U.S. Forest Service officials have, at least temporarily, backed down from a plan that would cut an access road through the Pumice Plain on Mount St. Helens — a rare and productive scientific research site.

“I would like to take some time to further analyze impacts to ongoing and future research on the Pumice Plain, complete deeper assessments on transportation options, and clarify alignment with legislation, the Comprehensive Plan, and the National Academies of Science consensus study report recommendations,” wrote Mount St. Helens National Volcanic Monument Ranger Rebecca Hoffman, in a letter dated March 28.

Hoffman’s directive withdraws the decision notice that authorized the road project. The Forest Service has not publicly updated that development on the project website. Her letter also said she would work toward creating a group of interested parties “to build relationships and increase communication going forward.”
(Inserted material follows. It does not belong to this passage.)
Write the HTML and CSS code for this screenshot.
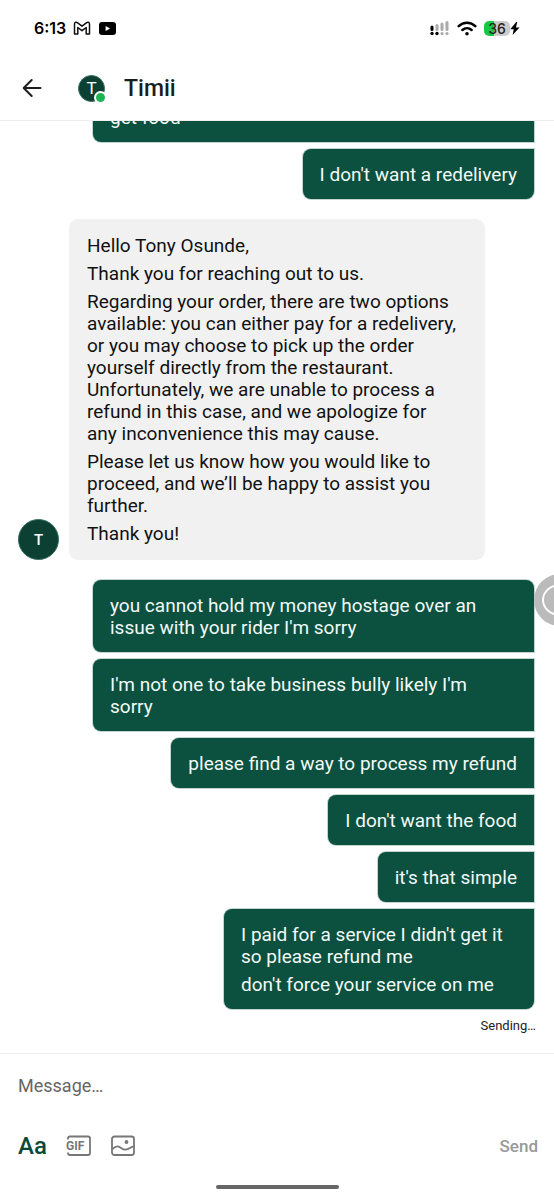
FILE: index.html
```html
<!DOCTYPE html>
<html lang="en">
<head>
<meta charset="utf-8">
<meta name="viewport" content="width=device-width, initial-scale=1">
<title>Timii</title>
<link rel="stylesheet" href="styles.css">
</head>
<body>
<div class="app">
  <div class="status">
    <span class="clock">6:13</span>
    <svg class="status-mail" width="18" height="14" viewBox="0 0 18 14" fill="none" stroke="#111" stroke-width="1.5" stroke-linejoin="round"><path d="M1.500 3C1.500 1 3.300.8 4.300 1.600L9 5.200l4.700-3.600c1-.8 2.800-.6 2.800 1.400V13h-3.300V6.500L9 9.700 4.800 6.500V13H1.500z"/></svg>
    <svg class="status-video" width="17" height="13" viewBox="0 0 17 13"><rect width="17" height="13" rx="3" fill="#000"/><path d="M6.600 4v5l4.400-2.500z" fill="#fff"/></svg>
    <span class="spacer"></span>
    <svg width="20" height="15" viewBox="0 0 20 15"><g fill="#aaa"><rect x="5.500" y="3" width="3" height="7" rx="1.500"/><rect x="10.500" y="1.500" width="3" height="8.500" rx="1.500"/><rect x="15.500" y="0" width="3" height="10" rx="1.500"/><circle cx="12" cy="12.500" r="1.600"/><circle cx="17" cy="12.500" r="1.600"/></g><g fill="#000"><rect x=".5" y="4.500" width="3" height="5.500" rx="1.500"/><circle cx="2" cy="12.500" r="1.700"/><circle cx="7" cy="12.500" r="1.700"/></g></svg>
    <svg class="status-wifi" width="20" height="15" viewBox="0 0 20 15" fill="none" stroke="#000" stroke-width="2.500" stroke-linecap="round"><path d="M1.700 5.200c4.700-4.600 11.900-4.600 16.600 0M5.400 9c2.700-2.500 6.500-2.500 9.200 0"/><circle cx="10" cy="12.700" r="1.800" fill="#000" stroke="none"/></svg>
    <span class="battery">36</span>
    <svg width="10" height="13" viewBox="0 0 10 13"><path d="M6.200 0 .3 7.200h3.400L2.600 13l7-7.600H6L7.200 0z" fill="#000"/></svg>
  </div>

  <header class="header">
    <button class="back" type="button" aria-label="Back"><svg width="20" height="20" viewBox="0 0 20 20" fill="none" stroke="#1d1d1d" stroke-width="2" stroke-linecap="round" stroke-linejoin="round"><path d="M18.500 10H2M9.700 2 1.700 10l8 8"/></svg></button>
    <div class="avatar avatar-small">T<span class="online"></span></div>
    <h1 class="title">Timii</h1>
  </header>

  <main class="chat">
    <div class="sent">
      <div class="bubble bubble-out wide"><p>get food</p></div>
      <div class="bubble bubble-out last"><p>I don't want a redelivery</p></div>
    </div>
    <div class="received">
      <div class="avatar">T</div>
      <div class="bubble bubble-in">
        <p>Hello Tony Osunde,</p>
        <p>Thank you for reaching out to us.</p>
        <p>Regarding your order, there are two options<br>available: you can either pay for a redelivery,<br>or you may choose to pick up the order<br>yourself directly from the restaurant.<br>Unfortunately, we are unable to process a<br>refund in this case, and we apologize for<br>any inconvenience this may cause.</p>
        <p>Please let us know how you would like to<br>proceed, and we’ll be happy to assist you<br>further.</p>
        <p>Thank you!</p>
      </div>
    </div>
    <div class="sent">
      <div class="bubble bubble-out wide first"><p>you cannot hold my money hostage over an<br>issue with your rider I'm sorry</p></div>
      <div class="bubble bubble-out wide"><p>I'm not one to take business bully likely I'm<br>sorry</p></div>
      <div class="bubble bubble-out"><p>please find a way to process my refund</p></div>
      <div class="bubble bubble-out"><p>I don't want the food</p></div>
      <div class="bubble bubble-out"><p>it's that simple</p></div>
      <div class="bubble bubble-out medium last"><p>I paid for a service I didn't get it<br>so please refund me</p><p>don't force your service on me</p></div>
    </div>
    <div class="state">Sending…</div>
  </main>

  <form class="composer">
    <input class="message" type="text" placeholder="Message…" aria-label="Message">
    <div class="tools">
      <button class="tool tool-text" type="button" aria-label="Text">Aa</button>
      <button class="tool" type="button" aria-label="GIF"><svg width="26" height="22" viewBox="0 0 26 22"><path d="M2 4.500V3.500Q2 1.500 4 1.500H22Q24 1.500 24 3.500V18Q24 20 22 20H4Q2 20 2 18V17.500" fill="none" stroke="#777" stroke-width="1.800"/><text class="gif-text" x="0" y="15">GIF</text></svg></button>
      <button class="tool" type="button" aria-label="Picture"><svg width="24" height="22" viewBox="0 0 24 22" fill="none" stroke="#777" stroke-width="1.800"><rect x="1" y="1.500" width="22" height="18.500" rx="2.500"/><path d="M1.500 14c4-3.500 6-3 9-.8 3.200 2.300 5.500 1.800 8.500-.2 1.600-1.200 2.500-1.500 4-1.500"/><circle cx="15.500" cy="7" r="1.900" fill="#777" stroke="none"/></svg></button>
      <button class="send" type="submit">Send</button>
    </div>
  </form>
  <div class="home"><span class="home-bar"></span></div>
  <div class="floating"></div>
</div>
</body>
</html>
```
FILE: styles.css
```css
* { box-sizing: border-box; }
body { margin: 0; background: #fff; color: #111; font-family: Roboto, "Liberation Sans", sans-serif; }
button { padding: 0; border: 0; background: none; font-family: inherit; }
p, h1 { margin: 0; }
svg { display: block; flex: none; }

.app { position: relative; display: flex; flex-direction: column; height: 100vh; overflow: hidden; }

.status { display: flex; align-items: center; height: 56px; padding: 0 34px; flex: none; }
.clock { font: 600 16px/20px Inter, Roboto, sans-serif; color: #000; }
.status-mail { margin-left: 7px; }
.status-video { margin-left: 8px; }
.spacer { flex: 1; }
.status-wifi { margin: 0 7px; }
.battery { width: 26px; height: 15px; border-radius: 5px; background: linear-gradient(90deg, #19c745 0 10px, #ccc 10px); font: 500 14px/15px Inter, Roboto, sans-serif; text-align: center; color: #222; }

.header { display: flex; align-items: center; height: 65px; padding: 0 22px; border-bottom: 1px solid #eee; flex: none; }
.back { width: 20px; height: 20px; margin-right: 36px; }
.avatar { display: flex; align-items: center; justify-content: center; width: 41px; height: 41px; border-radius: 50%; background: #0b4033; border: 1px solid #39705f; color: #fff; font-size: 15px; font-weight: 500; flex: none; }
.avatar-small { position: relative; width: 27px; height: 27px; font-size: 17px; font-weight: 400; }
.online { position: absolute; right: -3px; bottom: -3px; width: 13px; height: 13px; border-radius: 50%; background: #20b354; border: 2px solid #fff; }
.title { margin-left: 19px; padding-top: 2px; font-size: 23px; line-height: 28px; font-weight: 500; color: #1c1c1c; }

.chat { flex: 1; min-height: 0; overflow: hidden; display: flex; flex-direction: column; justify-content: flex-end; gap: 20px; padding: 0 20px 18px 18px; }
.sent { display: flex; flex-direction: column; align-items: flex-end; gap: 7px; padding-left: 75px; flex: none; }
.received { display: flex; align-items: flex-end; gap: 10px; flex: none; }
.bubble { display: flex; flex-direction: column; gap: 6px; font-size: 19px; line-height: 22px; }
.bubble-in { width: 416px; padding: 16px 18px 15px; border-radius: 9px; background: #f1f1f1; }
.bubble-out { padding: 15px 17px 13px; border-radius: 8px 0 0 8px; background: #0c503f; box-shadow: 0 0 0 1px #c3d3ce; color: #f2faf7; }
.bubble-out.first { border-top-right-radius: 8px; }
.bubble-out.last { border-bottom-right-radius: 8px; }
.wide { width: 100%; }
.medium { width: 310px; }
.state { margin: -12px -2px 0 0; text-align: right; font-size: 13px; line-height: 18px; color: #222; flex: none; }

.composer { border-top: 1px solid #eee; padding: 16px 16px 0 18px; flex: none; }
.message { display: block; width: 100%; height: 32px; padding: 0; border: 0; outline: 0; background: none; font: 18px/32px Roboto, "Liberation Sans", sans-serif; }
.message::placeholder { color: #666; opacity: 1; }
.tools { display: flex; align-items: center; gap: 19px; height: 32px; margin-top: 28px; }
.tool-text { font-size: 24px; line-height: 32px; font-weight: 500; color: #0b4a3a; }
.gif-text { font: 700 12px Roboto, sans-serif; fill: #777; }
.send { margin-left: auto; font-size: 17px; line-height: 24px; font-weight: 500; color: #999; }
.home { display: flex; justify-content: center; padding: 23px 0 11px; flex: none; }
.home-bar { width: 123px; height: 4px; border-radius: 2px; background: #666; }

.floating { position: absolute; top: 574px; right: -32px; width: 52px; height: 52px; border-radius: 50%; background: #bbb; }
.floating::after { content: ""; position: absolute; inset: 10px 8px; border: 2px solid #fff; border-radius: 50%; }
```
“It’s a big sigh of relief for me,” said Dr. Carri LeRoy, an associate professor at The Evergreen State College, who has been doing field work on the Pumice Plain since 2015. “This is such a unique landscape, and let’s not do anything that does damage to it. … To have a road construction project through the middle of it would have been pretty devastating. We were finally able to convince some of the upper management at the Monument that it really is a unique place and it’s worth protecting.”
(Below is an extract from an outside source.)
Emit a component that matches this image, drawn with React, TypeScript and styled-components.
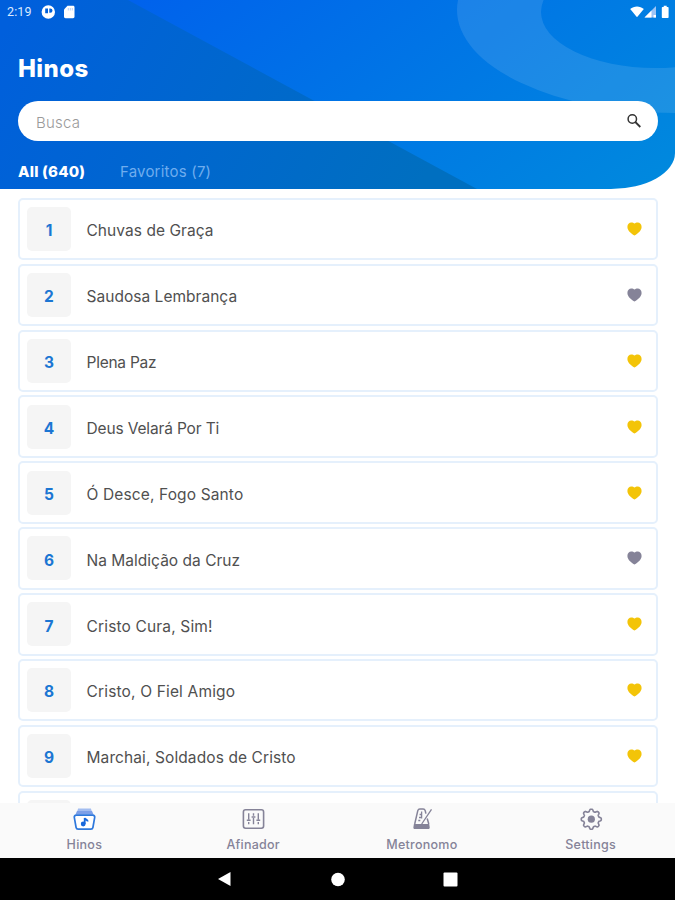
import React from "react";
import styled, { createGlobalStyle } from "styled-components";

const Global = createGlobalStyle`
  * { box-sizing: border-box; }
  html, body { margin: 0; padding: 0; background: #fff; }
  body { font-family: Inter, "Liberation Sans", sans-serif; overflow: hidden; }
`;

const Screen = styled.div`
  width: 675px;
  height: 900px;
  display: flex;
  flex-direction: column;
  background: #fff;
  overflow: hidden;
`;

const Header = styled.header`
  position: relative;
  height: 189px;
  flex: none;
  overflow: hidden;
  border-bottom-right-radius: 64px 36px;
  background: linear-gradient(142deg, #0062ec 15%, #0074e6 52%, #008add 100%);
`;

const Backdrop = styled.svg`
  position: absolute;
  inset: 0;
`;

const HeaderContent = styled.div`
  position: relative;
  display: flex;
  flex-direction: column;
  padding: 0 17px 0 18px;
`;

const StatusBar = styled.div`
  height: 24px;
  margin: 0 -12px 0 -11px;
  padding-bottom: 1px;
  display: flex;
  justify-content: space-between;
  align-items: center;
`;

const StatusGroup = styled.div`
  display: flex;
  align-items: center;
`;

const Clock = styled.span`
  width: 34px;
  color: #dbe9ff;
  font: 400 12.5px/24px Roboto, sans-serif;
  letter-spacing: 0.1px;
`;

const Title = styled.h1`
  margin: 30px 0 0;
  height: 30px;
  font-size: 24px;
  font-weight: 800;
  line-height: 30px;
  color: #fff;
  letter-spacing: 0.4px;
`;

const SearchField = styled.div`
  margin-top: 16.5px;
  height: 40.5px;
  border-radius: 20.5px;
  background: #fff;
  display: flex;
  align-items: center;
  justify-content: space-between;
  padding: 2px 16px 0 18px;
  font-size: 15px;
  font-weight: 300;
  color: #9a9a9a;
`;

const Placeholder = styled.span`
  padding-top: 2px;
  letter-spacing: 0.2px;
`;

const Tabs = styled.div`
  display: flex;
  height: 20px;
  margin-top: 20.5px;
`;

const Tab = styled.span<{ $active?: boolean }>`
  width: 102px;
  white-space: nowrap;
  font-size: 15px;
  line-height: 20px;
  font-weight: ${(p) => (p.$active ? 800 : 400)};
  color: ${(p) => (p.$active ? "#fff" : "#6fadee")};
  letter-spacing: 0.2px;
`;

const List = styled.main`
  height: 614px;
  flex: none;
  overflow: hidden;
  padding: 8.8px 17px 0 18px;
  display: flex;
  flex-direction: column;
  gap: 3.5px;
`;

const Row = styled.div`
  height: 62.4px;
  flex: none;
  border: 2px solid #e5f0fc;
  border-radius: 5px;
  display: flex;
  align-items: center;
  padding: 0 14px 0 7px;
`;

const NumberBox = styled.div`
  width: 44px;
  height: 44px;
  border-radius: 5px;
  background: #f5f5f5;
  display: flex;
  align-items: center;
  justify-content: center;
  padding-top: 3.4px;
  font-size: 15.5px;
  font-weight: 700;
  color: #1b76d3;
`;

const SongName = styled.span<{ $spacing: number }>`
  flex: 1;
  margin-left: 15.5px;
  padding-top: 3.4px;
  font-size: 15.5px;
  font-weight: 400;
  color: #505050;
  letter-spacing: ${(p) => p.$spacing}px;
`;

const HeartIcon = styled.svg<{ $liked: boolean }>`
  fill: ${(p) => (p.$liked ? "#f3c408" : "#858398")};
`;

const TabBar = styled.nav`
  height: 55px;
  flex: none;
  background: #fafafa;
  display: grid;
  grid-template-columns: repeat(4, 1fr);
`;

const TabItem = styled.div`
  display: flex;
  flex-direction: column;
  align-items: center;
  padding-top: 4px;
`;

const TabLabel = styled.span`
  margin-top: 6px;
  font-size: 12.5px;
  line-height: 16px;
  font-weight: 500;
  color: #858398;
  letter-spacing: 0.25px;
`;

const SystemBar = styled.footer`
  height: 42px;
  flex: none;
  background: #000;
  display: flex;
  justify-content: center;
  align-items: center;
`;

const SystemButton = styled.svg`
  width: 113px;
  height: 16px;
  fill: #fff;
`;

const songs: { name: string; liked: boolean; spacing: number }[] = [
  { name: "Chuvas de Graça", liked: true, spacing: 0.05 },
  { name: "Saudosa Lembrança", liked: false, spacing: 0.03 },
  { name: "Plena Paz", liked: true, spacing: -0.25 },
  { name: "Deus Velará Por Ti", liked: true, spacing: -0.15 },
  { name: "Ó Desce, Fogo Santo", liked: true, spacing: 0.13 },
  { name: "Na Maldição da Cruz", liked: false, spacing: 0.02 },
  { name: "Cristo Cura, Sim!", liked: true, spacing: 0.16 },
  { name: "Cristo, O Fiel Amigo", liked: true, spacing: 0.16 },
  { name: "Marchai, Soldados de Cristo", liked: true, spacing: 0.1 },
  { name: "", liked: true, spacing: 0 },
];

const Heart = ({ liked }: { liked: boolean }) => (
  <HeartIcon $liked={liked} width="15" height="14" viewBox="0 0 15 14">
    <path d="M7.5 13.6C5.2 12 .4 9 .4 4.9.4 2.2 2.2.5 4.3.5c1.3 0 2.5.4 3.2 1.1C8.200.9 9.400.5 10.700.5c2.100 0 3.900 1.700 3.900 4.400 0 4.100-4.800 7.100-7.100 8.700z" />
  </HeartIcon>
);

const HymnsIcon = () => (
  <svg width="24" height="24" viewBox="0 0 24 24" fill="none">
    <path d="M6.100 1.600h12.800l1 3H5.100z" fill="#a3bdf0" />
    <path d="M3.500 7.600 5 4h15l1.500 3.600z" fill="#7c9fe8" />
    <path d="M4.200 8.200h16.600c1.300 0 2.100 1 1.900 2.200l-1.800 10.100c-.2 1-1 1.700-2 1.700H6.100c-1 0-1.800-.7-2-1.700L2.300 10.400c-.2-1.200.6-2.200 1.900-2.200z" stroke="#2e78dc" strokeWidth="1.700" fill="#fff" />
    <path d="M12.700 17v-6c.6 1.800 3 1.600 3 3.600" stroke="#1768dc" strokeWidth="1.800" />
    <circle cx="11.200" cy="17" r="2.400" fill="#1768dc" />
  </svg>
);

const TunerIcon = () => (
  <svg width="24" height="24" viewBox="0 0 24 24" fill="none" stroke="#858398">
    <rect x="2.400" y="2.800" width="20.200" height="18.400" rx="2.200" strokeWidth="1.600" />
    <path d="M7.700 6.300v6.500M7.700 15v2.300M12.500 6.300v2.500M12.500 11v6.300M17.300 6.300v6.500M17.300 15v2.300" strokeWidth="1.400" />
    <path d="M5.800 13.300h3.800M10.600 10h3.800M15.400 13.300h3.800" strokeWidth="1.500" />
  </svg>
);

const MetronomeIcon = () => (
  <svg width="24" height="24" viewBox="0 0 24 24" fill="none" stroke="#858398">
    <path d="M4.700 17 7.800 3.600C8.100 2.500 8.900 2 9.900 2h3.200c1 0 1.800.5 2.100 1.600l.7 3M17.200 11.500l1.600 5.500" strokeWidth="1.500" />
    <path d="M3.900 17h15.300l.5 3.200c.2 1-.4 1.800-1.400 1.800H4.800c-1 0-1.600-.8-1.400-1.800z" fill="#858398" stroke="none" />
    <path d="M11.700 17 21.500 2.300M11.600 4.500v7M9.600 7.500h1.500M9 10.500h2M8.300 13.500h2" strokeWidth="1.300" />
  </svg>
);

const gearPath = (() => {
  const points: string[] = [];
  for (let i = 0; i < 96; i++) {
    const a = (i / 96) * Math.PI * 2;
    const r = 8.900 + 1.150 * Math.tanh(2.200 * Math.cos(a * 8));
    points.push(`${(12.3 + r * Math.sin(a)).toFixed(2)} ${(12.2 - r * Math.cos(a)).toFixed(2)}`);
  }
  return `M${points.join("L")}Z`;
})();

const SettingsIcon = () => (
  <svg width="24" height="24" viewBox="0 0 24 24" fill="none" stroke="#858398">
    <path d={gearPath} strokeWidth="1.600" strokeLinejoin="round" />
    <circle cx="12.300" cy="12.200" r="3.600" fill="#858398" stroke="none" />
  </svg>
);

export default function App() {
  return (
    <Screen>
      <Global />
      <Header>
        <Backdrop width="675" height="189" viewBox="0 0 675 189">
          <defs>
            <linearGradient id="wedge" gradientUnits="userSpaceOnUse" x1="20" y1="0" x2="400" y2="220">
              <stop offset="0" stopColor="#005fdc" />
              <stop offset="1" stopColor="#006fc0" />
            </linearGradient>
          </defs>
          <path d="M0 0H128L477 189H0Z" fill="url(#wedge)" />
          <path
            fillRule="evenodd"
            fill="#fff"
            fillOpacity="0.11"
            d="M457 10a218 103 0 0 0 436 0a218 103 0 0 0 -436 0ZM541 12a114 56 0 0 0 228 0a114 56 0 0 0 -228 0Z"
          />
        </Backdrop>
        <HeaderContent>
          <StatusBar>
            <StatusGroup>
              <Clock>2:19</Clock>
              <svg width="34" height="14" viewBox="0 0 34 14">
                <path
                  fill="#fff"
                  fillRule="evenodd"
                  d="M7.300.3a6.700 6.700 0 1 0 0 13.400a6.700 6.700 0 1 0 0-13.400ZM4.200 3.400H7V8.200H4.200ZM8.300 3.400H9.300a2.200 2.200 0 0 1 0 4.400H8.300Z"
                />
                <path fill="#fff" d="M26.500.8H32c.9 0 1.500.6 1.500 1.400v9.600c0 .8-.6 1.400-1.500 1.400h-7.500c-.9 0-1.500-.6-1.500-1.400V4.500z" />
                <path stroke="#b9d3fa" d="M27.300 3v2.500M29.300 3v2.500M31.300 3v2.500" />
              </svg>
            </StatusGroup>
            <svg width="40" height="14" viewBox="0 0 40 14">
              <path fill="#fff" d="M.2 4C4 .5 10 .5 13.800 4L7 12.300z" />
              <path fill="#9dc4f5" d="M26 1V12.500H14.500z" />
              <path fill="#fff" d="M21.500 5.500v7h-7zM23.500 10H26v2.500h-2.500z" />
              <path fill="#fff" d="M33.700.8h3V2h1.200c.4 0 .7.3.7.7v9.600c0 .4-.3.700-.7.700h-5.400c-.4 0-.7-.3-.7-.7V2.700c0-.4.3-.7.7-.7h1.200z" />
            </svg>
          </StatusBar>
          <Title>Hinos</Title>
          <SearchField>
            <Placeholder>Busca</Placeholder>
            <svg width="16" height="18" viewBox="0 0 16 18" fill="none" stroke="#333">
              <circle cx="6.300" cy="6" r="4.200" strokeWidth="1.500" />
              <path d="M9.300 9l5 5" strokeWidth="1.800" />
            </svg>
          </SearchField>
          <Tabs>
            <Tab $active>All (640)</Tab>
            <Tab>Favoritos (7)</Tab>
          </Tabs>
        </HeaderContent>
      </Header>
      <List>
        {songs.map((song, i) => (
          <Row key={i}>
            <NumberBox>{song.name ? i + 1 : ""}</NumberBox>
            <SongName $spacing={song.spacing}>{song.name}</SongName>
            <Heart liked={song.liked} />
          </Row>
        ))}
      </List>
      <TabBar>
        <TabItem><HymnsIcon /><TabLabel>Hinos</TabLabel></TabItem>
        <TabItem><TunerIcon /><TabLabel>Afinador</TabLabel></TabItem>
        <TabItem><MetronomeIcon /><TabLabel>Metronomo</TabLabel></TabItem>
        <TabItem><SettingsIcon /><TabLabel>Settings</TabLabel></TabItem>
      </TabBar>
      <SystemBar>
        <SystemButton viewBox="0 0 113 16"><path d="M62.500 1v14L50 8z" /></SystemButton>
        <SystemButton viewBox="0 0 113 16"><circle cx="57" cy="8.500" r="6.800" /></SystemButton>
        <SystemButton viewBox="0 0 113 16"><rect x="49.500" y="1.500" width="14" height="14" rx="1" /></SystemButton>
      </SystemBar>
    </Screen>
  );
}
The Pumice Plain is a 6-square mile area that was enveloped in ash during the 1980 eruption of Mount St. Helens. It’s one of the few places on Earth where scientists can watch nature return — with no human influence — to a place that had been stripped clean of life. There are currently 33 active research studies in the area, looking at things like stream formation and the return of plants and animals.

According to researchers, the proposed 3-mile road would irreparably compromise their work. It would take out vegetation, leading to erosion, which would result in sediment in the streams that feed into Spirit Lake. Vehicle tires could track in the seeds of foreign plants. Even small changes could undermine the chance to watch natural forces working uninterrupted.

“The lack of recognition of the significance of all the research going on there, and the impacts that their activity would have on that research, the (Forest Service) just downplayed it to themselves because they felt it was important to get this (road),” said Susan Saul, a longtime leader in conservation efforts at St. Helens. “They didn’t talk to the scientists, and that should have been one of their first points of contact when they started this planning process.”

The purpose of the road is one that even detractors acknowledge is important. It’s an access route to the Spirit Lake Tunnel, which helps drain the lake, after its natural outlet was blocked by eruption debris. The tunnel serves an important purpose. Without it, rising lake levels could overwhelm the debris barrier, leading to massive flooding all the way to Interstate 5.

Transportation to the tunnel has long been done with helicopters. But now, the Forest Service wants to drill core samples to inspect the composition and stability of the debris blockage. It has argued that building a road is the best way to allow equipment and workers to have consistent access to the site. Conservationists and scientists have countered that the agency has not fully explored alternate options, including the continued use of helicopters.

Hoffman and a Forest Service spokeswoman did not respond to requests for comment.

Nicole Budine, policy and campaign manager with the Cascade Forest Conservancy, is among those who have sought to stop the road.

“We’re waiting to see what happens, but we’re happy that their current proposal with their problematic environmental analysis is not moving forward,” she said. “We felt that there was a problem with this entire process, with this being kind of rushed and not very transparent.”

According to Saul, Forest Service officials met with stakeholders who had filed objections to the project on March 7, a meeting that produced no agreement but clarified to the feds the issues raised by the group.

“That was one of the big takeaways (the Forest Service) got from the objection resolution meeting, was they had not done a good job of communicating,” said Saul. “They just couldn’t go forward, because they were likely to get litigated and that would delay everything even longer than pulling back the draft decision.”

She cautioned that the road issue is likely not dead, just delayed as the Forest Service looks at alternative ways to move forward. The credit for the reprieve, she said, belongs to the many scientists who spoke up about the effect the road would have on their work, taking on the potentially uncomfortable role of activists.

“They really needed to participate, because it’s their research, their careers, their profession that was at risk,” Saul said. “That was the really critical thing, that the scientists were willing to engage in a process that they don’t really know and don’t participate in every day.”

LeRoy, who is studying the development of four streams created in the aftermath of the eruption — streams which the proposed road would have cut across — said the withdrawal of the proposal will at least allow her to complete the grant funding cycle she’s currently on.

“It’s a 2-year grant, and it will be wrapping up at the end of next summer,” she said. “I’ll be able to get out there and do field research, and I won’t have to worry about road construction crews. … It’s great for this one project that has funding. There’s concern if they bring the topic back up.”

For now, Budine said, stakeholders are cautiously optimistic that future proposals will be made with more care.

“It’s a smart long-term decision for the Forest Service to move more slowly in their management of Spirit Lake,” she said. “We’re happy to see that there won’t be a road across the most sensitive part of the Mount St. Helens landscape. I imagine the scientists who have been doing decades of research on that landscape are also relieved.”